A vigorous anti-gambling campaign is currently under way throughout China. Yet ironically, four members of the Hainan Political Consultative Conference have filed a bill in which they asked for national sanction of running gambling business moderately in Hainan Province, an island to the south of the country's mainland.

The four members pledged that this bill is based on sound reasons: the tax revenue from gambling business could increase Hainan's financial income and thereby soothe the low-income woes of the locals; some social malaises, such as a high unemployment rate, will be relieved as the sectors of tourism, real estate, catering and recreational activities will gain juicy profits along with gambling.

The proposal raised runs counter to the present trend, and the reasoning does not survive rebuke.

What are the grounds for Hainan to run gambling businesses? Simply because of its laggard industry and agriculture, or its meagre financial revenue? Hainan is not among the poorest provinces in China. What if other poorer provinces follow Hainan's example and engage themselves in gambling businesses? Will the central government grant them all sanction? To maintain fairness in government administration, Hainan should not get the sanction it expects.

In fact many provinces in western China are battling against sluggish economies and high unemployment. It is still not right to permit running gambling businesses, even moderately, or even if it is an instant cure for slack economy.
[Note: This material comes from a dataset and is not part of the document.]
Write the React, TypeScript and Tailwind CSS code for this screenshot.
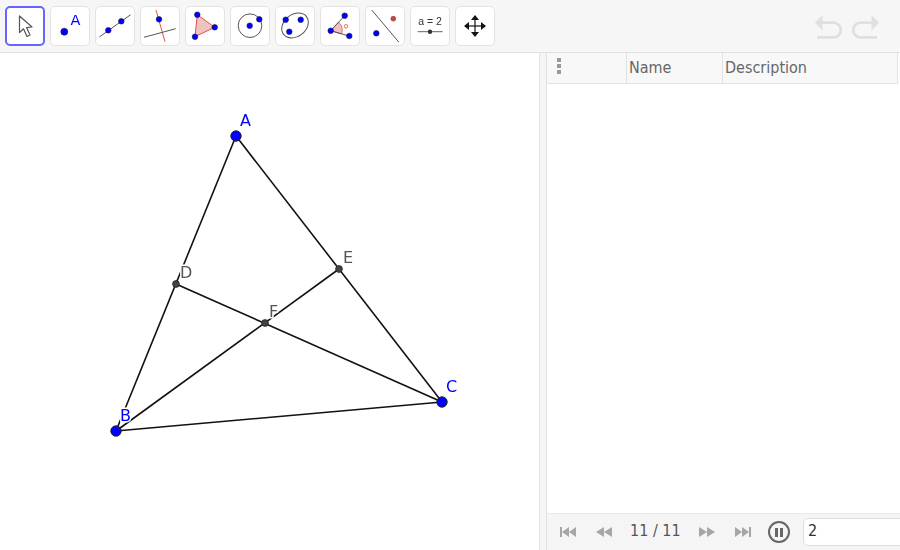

In any sense, economic profit should not impair healthy social morals.

To make their proposed gambling businesses more law abiding, the four members argue that the casinos in Hainan will be accessible only to a certain group of people and will be regulated by strict rules.

People with a little sense will sneer at this argument, as it is impossible to persuade a gambling addict to gamble sensibly.

Doubtlessly, gambling businesses could not be run moderately, so Hainan's proposal should be turned down.